Video evidence backs up the correction. From an end-zone angle, Ravens rookie safety Keondre Jackson comes through nearly untouched and clearly gets a hand on the kick, forcing the attempt wide. While the blocked extra point ultimately did not decide the outcome, Baltimore later missed a potential go-ahead field goal by Tyler Loop, it very easily could have. Had that kick been converted, the Steelers would have paid the price in the most painful way possible.
In that sense, the ruling delivers both good news and bad news for the Pittsburgh Steelers.
On the positive side, the clarification reinforces that Boswell didn’t simply miss a routine kick.
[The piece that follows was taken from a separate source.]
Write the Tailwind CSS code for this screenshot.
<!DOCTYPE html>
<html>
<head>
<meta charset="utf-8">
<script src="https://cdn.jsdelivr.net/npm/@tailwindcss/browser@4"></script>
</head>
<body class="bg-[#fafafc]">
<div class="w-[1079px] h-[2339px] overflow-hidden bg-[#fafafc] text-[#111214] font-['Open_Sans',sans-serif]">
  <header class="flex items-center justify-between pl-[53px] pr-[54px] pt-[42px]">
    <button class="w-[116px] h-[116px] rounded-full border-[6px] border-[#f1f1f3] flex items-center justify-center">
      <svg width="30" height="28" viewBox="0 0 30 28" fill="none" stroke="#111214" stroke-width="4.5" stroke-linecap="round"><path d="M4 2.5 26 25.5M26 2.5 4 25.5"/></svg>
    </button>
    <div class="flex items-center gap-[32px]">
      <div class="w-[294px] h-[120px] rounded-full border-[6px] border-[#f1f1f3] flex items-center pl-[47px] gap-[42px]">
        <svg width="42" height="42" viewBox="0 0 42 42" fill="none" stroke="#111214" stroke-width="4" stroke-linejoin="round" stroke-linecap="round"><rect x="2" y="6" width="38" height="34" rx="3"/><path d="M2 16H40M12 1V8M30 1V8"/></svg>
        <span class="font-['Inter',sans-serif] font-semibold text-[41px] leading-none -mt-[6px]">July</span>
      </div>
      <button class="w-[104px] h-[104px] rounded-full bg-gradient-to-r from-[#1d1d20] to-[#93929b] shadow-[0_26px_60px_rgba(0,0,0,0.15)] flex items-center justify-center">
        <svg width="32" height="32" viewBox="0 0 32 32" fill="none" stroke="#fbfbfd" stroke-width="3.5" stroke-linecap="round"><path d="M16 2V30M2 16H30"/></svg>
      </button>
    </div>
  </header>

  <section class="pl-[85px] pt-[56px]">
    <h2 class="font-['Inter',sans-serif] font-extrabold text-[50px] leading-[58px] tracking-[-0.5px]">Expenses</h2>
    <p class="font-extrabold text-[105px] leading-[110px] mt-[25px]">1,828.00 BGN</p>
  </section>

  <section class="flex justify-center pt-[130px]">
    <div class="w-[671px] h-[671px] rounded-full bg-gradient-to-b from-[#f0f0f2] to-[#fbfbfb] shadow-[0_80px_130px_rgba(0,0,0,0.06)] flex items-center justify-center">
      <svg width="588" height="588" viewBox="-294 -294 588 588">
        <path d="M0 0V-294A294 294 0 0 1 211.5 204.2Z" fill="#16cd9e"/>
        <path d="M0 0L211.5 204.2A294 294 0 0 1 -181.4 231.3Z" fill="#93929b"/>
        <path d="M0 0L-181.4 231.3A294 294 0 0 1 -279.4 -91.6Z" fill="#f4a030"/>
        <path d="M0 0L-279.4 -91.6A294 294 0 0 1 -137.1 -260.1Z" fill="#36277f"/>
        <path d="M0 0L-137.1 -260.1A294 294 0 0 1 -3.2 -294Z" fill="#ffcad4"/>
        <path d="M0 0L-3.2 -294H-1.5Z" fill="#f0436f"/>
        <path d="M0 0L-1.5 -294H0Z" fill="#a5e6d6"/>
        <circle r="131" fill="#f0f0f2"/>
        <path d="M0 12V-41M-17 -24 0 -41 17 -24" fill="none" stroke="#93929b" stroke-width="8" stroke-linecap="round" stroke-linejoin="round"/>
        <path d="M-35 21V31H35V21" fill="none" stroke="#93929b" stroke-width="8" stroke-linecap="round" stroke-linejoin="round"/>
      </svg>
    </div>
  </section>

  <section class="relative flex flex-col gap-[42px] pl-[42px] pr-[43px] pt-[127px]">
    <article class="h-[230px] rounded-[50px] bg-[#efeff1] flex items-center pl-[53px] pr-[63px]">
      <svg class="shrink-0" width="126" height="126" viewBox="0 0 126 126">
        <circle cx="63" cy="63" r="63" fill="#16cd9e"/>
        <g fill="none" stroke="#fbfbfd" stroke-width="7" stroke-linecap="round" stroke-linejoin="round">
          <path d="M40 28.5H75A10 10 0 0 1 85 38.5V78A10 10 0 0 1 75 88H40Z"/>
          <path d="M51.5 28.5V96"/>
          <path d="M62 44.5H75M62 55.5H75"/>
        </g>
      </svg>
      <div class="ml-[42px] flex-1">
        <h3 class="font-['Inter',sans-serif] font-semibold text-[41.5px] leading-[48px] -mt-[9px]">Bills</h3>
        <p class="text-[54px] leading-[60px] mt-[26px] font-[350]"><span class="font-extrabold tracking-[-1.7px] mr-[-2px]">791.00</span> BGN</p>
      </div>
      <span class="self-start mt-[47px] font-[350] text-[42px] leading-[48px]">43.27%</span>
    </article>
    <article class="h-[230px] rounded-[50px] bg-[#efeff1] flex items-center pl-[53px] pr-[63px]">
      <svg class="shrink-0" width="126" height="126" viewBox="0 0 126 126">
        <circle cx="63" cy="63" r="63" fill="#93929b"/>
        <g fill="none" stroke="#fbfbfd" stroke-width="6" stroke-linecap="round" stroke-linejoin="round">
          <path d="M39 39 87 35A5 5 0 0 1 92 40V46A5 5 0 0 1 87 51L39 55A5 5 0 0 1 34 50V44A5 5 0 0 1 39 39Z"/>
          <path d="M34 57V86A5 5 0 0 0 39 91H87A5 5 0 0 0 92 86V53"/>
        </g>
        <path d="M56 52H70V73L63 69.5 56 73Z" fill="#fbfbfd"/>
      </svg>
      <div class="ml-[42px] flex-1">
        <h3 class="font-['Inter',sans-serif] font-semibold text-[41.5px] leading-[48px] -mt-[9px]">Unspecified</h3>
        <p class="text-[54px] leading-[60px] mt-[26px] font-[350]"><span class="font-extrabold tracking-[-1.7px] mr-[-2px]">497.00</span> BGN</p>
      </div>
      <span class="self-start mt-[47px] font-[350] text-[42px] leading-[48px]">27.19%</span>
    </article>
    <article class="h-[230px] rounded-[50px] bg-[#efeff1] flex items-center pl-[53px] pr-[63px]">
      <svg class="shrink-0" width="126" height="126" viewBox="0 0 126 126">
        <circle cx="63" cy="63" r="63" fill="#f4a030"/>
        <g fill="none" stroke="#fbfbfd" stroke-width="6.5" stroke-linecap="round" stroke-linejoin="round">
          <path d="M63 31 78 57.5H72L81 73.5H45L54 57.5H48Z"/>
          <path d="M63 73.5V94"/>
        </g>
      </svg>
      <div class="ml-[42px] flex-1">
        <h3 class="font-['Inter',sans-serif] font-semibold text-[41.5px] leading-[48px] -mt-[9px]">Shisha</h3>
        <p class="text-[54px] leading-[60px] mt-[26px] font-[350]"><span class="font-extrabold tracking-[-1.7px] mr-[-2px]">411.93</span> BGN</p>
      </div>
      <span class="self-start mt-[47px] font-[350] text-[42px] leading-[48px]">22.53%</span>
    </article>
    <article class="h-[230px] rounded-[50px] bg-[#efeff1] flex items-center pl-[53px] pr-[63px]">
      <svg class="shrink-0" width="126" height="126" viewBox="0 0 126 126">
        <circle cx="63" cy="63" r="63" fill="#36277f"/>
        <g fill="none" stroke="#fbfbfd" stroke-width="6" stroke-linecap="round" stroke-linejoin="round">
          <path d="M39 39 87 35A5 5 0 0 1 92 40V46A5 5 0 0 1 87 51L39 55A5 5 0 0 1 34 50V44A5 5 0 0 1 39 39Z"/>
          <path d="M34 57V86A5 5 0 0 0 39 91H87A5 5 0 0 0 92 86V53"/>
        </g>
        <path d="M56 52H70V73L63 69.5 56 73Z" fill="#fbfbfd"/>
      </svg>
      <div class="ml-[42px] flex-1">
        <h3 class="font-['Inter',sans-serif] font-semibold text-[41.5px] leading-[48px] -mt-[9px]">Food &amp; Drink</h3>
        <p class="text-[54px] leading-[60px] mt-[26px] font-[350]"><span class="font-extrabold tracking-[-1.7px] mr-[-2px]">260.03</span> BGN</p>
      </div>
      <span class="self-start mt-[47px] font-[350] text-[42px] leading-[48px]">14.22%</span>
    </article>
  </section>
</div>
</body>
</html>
He remains one of the most dependable specialists in football, and in a season where every edge matters, maintaining confidence in your kicker is no small thing. Boswell has built his reputation on consistency in high-leverage moments, and that trust remains intact.
The downside, however, is harder to ignore. Jackson’s path to the kick was alarmingly clean, exposing a breakdown in protection that can’t happen, especially against a division rival like the Baltimore Ravens. That lapse will almost certainly be addressed this week by longtime special teams coordinator Danny Smith, who has built his units on discipline and attention to detail. Still, mistakes like that at this point in the season are concerning.
This wasn’t an isolated moment, either. Over the past two weeks, the Steelers have now been involved in multiple special-teams hiccups. One field-goal miss stemmed from a poor hold by Corliss Waitman, while this week’s issue came down to protection. Individually, each mistake has an explanation. Taken together, they underscore how thin the margin for error has become.
At this stage of the year, when the best teams are playing the best teams, nothing is insignificant. One blocked kick, one missed assignment, or one mental lapse can quietly flip a game, swing a playoff race, or alter a season’s trajectory.
Boswell has long given Pittsburgh a built-in advantage in the kicking game. As the stakes continue to rise, the Steelers must ensure that the operation around him is just as reliable. Because in January football, points don’t just matter, they define legacies.